Cape Canaveral was in the spotlight this week both domestically and internationally. At Kennedy Space Center Visitor Complex a grant was unveiled designed to help space workers find work after the end of the shuttle program. An international team visited Kennedy Space Center and expressed their interest in joining the U.S. in future efforts to explore the solar system. To wrap up the week several veteran space flyers were inducted into the Astronaut Hall of Fame. Oh, and how about SpaceX, Falcon 9 lifts off on maiden voyage.
"Huntsville leaders fighting Obama administration plans to scuttle NASA's Constellation program said Friday they want to work with the current Congress to secure the program's future rather than risk success on who might be in Washington after the November election. So they want to "turn up the noise," Mayor Tommy Battle said. They want people to show Congress their support for the manned space flight program by e-mail, letters, phone calls, web videos and other ways of getting Washington's attention."
Help sought for NASA workers, Houston Chronicle
"The Houston region could lose as many as 7,000 jobs at Johnson Space Center and among NASA contractors as a result of threatened cutbacks in the manned space program sought by President Barack Obama. The requested assistance draws upon the same U.S. Labor Department program that provided Florida's Brevard Workforce Development Board Inc. $15 million in emergency assistance to help roughly 3,200 contract and subcontract workers along Florida's Space Coast."
"NASA and Florida's congressional delegation have been pushing the Obama administration to add a third launch next June. Some also have asked the president to reconsider ending the Constellation program, though Congress will make the final decision. "I am not satisfied at this point that the president's plan is the best plan for men in space," said Florida Rep. Alan Grayson, who was on the panel along with fellow Democratic Rep. Suzanne Kosmas."
"Congressman Bill Posey (R-Rockledge) released the following statement in regards to this morning's town hall meeting conducted by Commerce Secretary Locke, NASA Administrator Bolden and Democrat Members of Congress on the future of the space workforce. Administration officials removed Space Coast Congressman Rep. Posey from the invitation list. "I'm disappointed that the Administration chose to inject partisanship into what really should be a serious and non-partisan effort to help address the needs of Florida's aerospace workforce."

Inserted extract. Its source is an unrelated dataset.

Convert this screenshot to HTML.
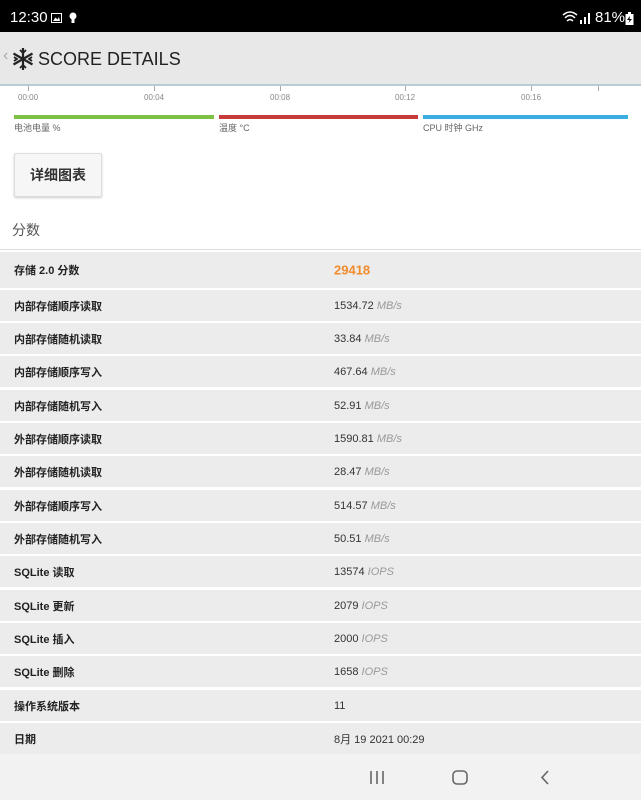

Commerce Secretary Locke: "I know that for many people here in Central Florida, that promising future might seem very, very distant right now. The region has endured some of the worst of the economic crisis that has afflicted the entire nation has to offer. A lot of homes have been lost. Businesses have closed their doors. The unemployment rate has been running at some 2 percentage points higher than the national average, and, of course, the region is now facing the impending retirement of the Space Shuttle program, which will cause even further job losses and hardship. The Space Shuttle retirement, of course, was announced many, many years ago, even before President Obama even announced his candidacy for the United States Presidency, but that doesn't make it any easier on the NASA workers and their families or the businesses that depend on those NASA families for work. Before I leave here today, I hope all of you will walk away with one unambiguous message. We are committed to this region, and the measures that President Obama took to restore our national economy are beginning to work, and we're developing a very ambitious and targeted plan to revitalize the Space Coast region."